NARITA, Chiba Pref. – A group of 95 Chinese arrived at Narita airport on Wednesday for a nine-day tour of Japan, the first package tour from China authorized by the Japanese government.
Several dozen people with Chinese flags and banners were at the airport to welcome the tourists.
Until recently, Japan had refused to issue tourist visas to Chinese on the grounds that opening the door to Chinese tourists could lead to a flood of illegal immigrants.
Tokyo relaxed the ban at the beginning of this month after two years of negotiations with China. However, it still imposes strict conditions on Chinese travel agencies organizing the tours.
To ensure the Chinese tourists return home after visiting Japan, Chinese travel agencies require a 50,000 yuan (about 640,000 yen) deposit from each traveler.

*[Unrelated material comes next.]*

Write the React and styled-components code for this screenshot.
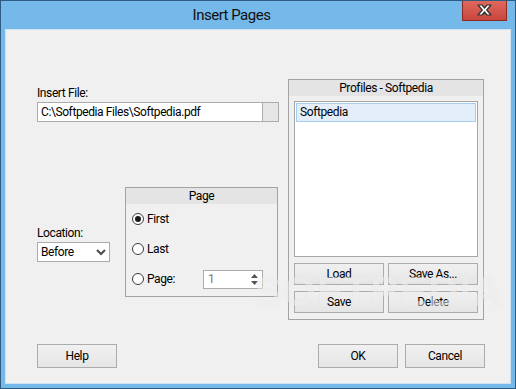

“Having been welcomed so warmly, I can feel the kindness of Japanese people. I am looking forward to traveling around the country because I hear Japan is beautiful,” said Wang Sibo, a 78-year-old Beijing resident who is visiting Japan for the first time.
The tour marks the official opening of Japan to individual Chinese traveling as tourists. Up to now, visas have been limited to those for visiting relatives, studying or pursuing commercial purposes.
Officials of the Tokyo-based tour organizer Tobu Travel Co. said they do not expect the number of Chinese tourists to increase sharply over the next couple of years because the Japanese government is restricting the annual number to 5,000. The firm, however, estimates the potential demand in China to be huge.
Japanese tourism officials in Beijing said the tour participants are affluent Chinese who have previously traveled to Europe and the U.S.
The tourists who left for Japan on Wednesday are mostly managers at foreign-owned companies, owners of private businesses and government employees, and range in age between 7 and 82.
The tour, which cost up to 17,800 yuan (about 230,000 yen) per person, will include stops in Tokyo, Hakone in Kanagawa Prefecture, Nagoya, Kyoto, Osaka and Nagasaki.
According to Japanese officials, tourist visas to Japan will be limited to residents of Beijing, Shanghai and Guangdong Province for the time being, but may be extended to other regions in the future.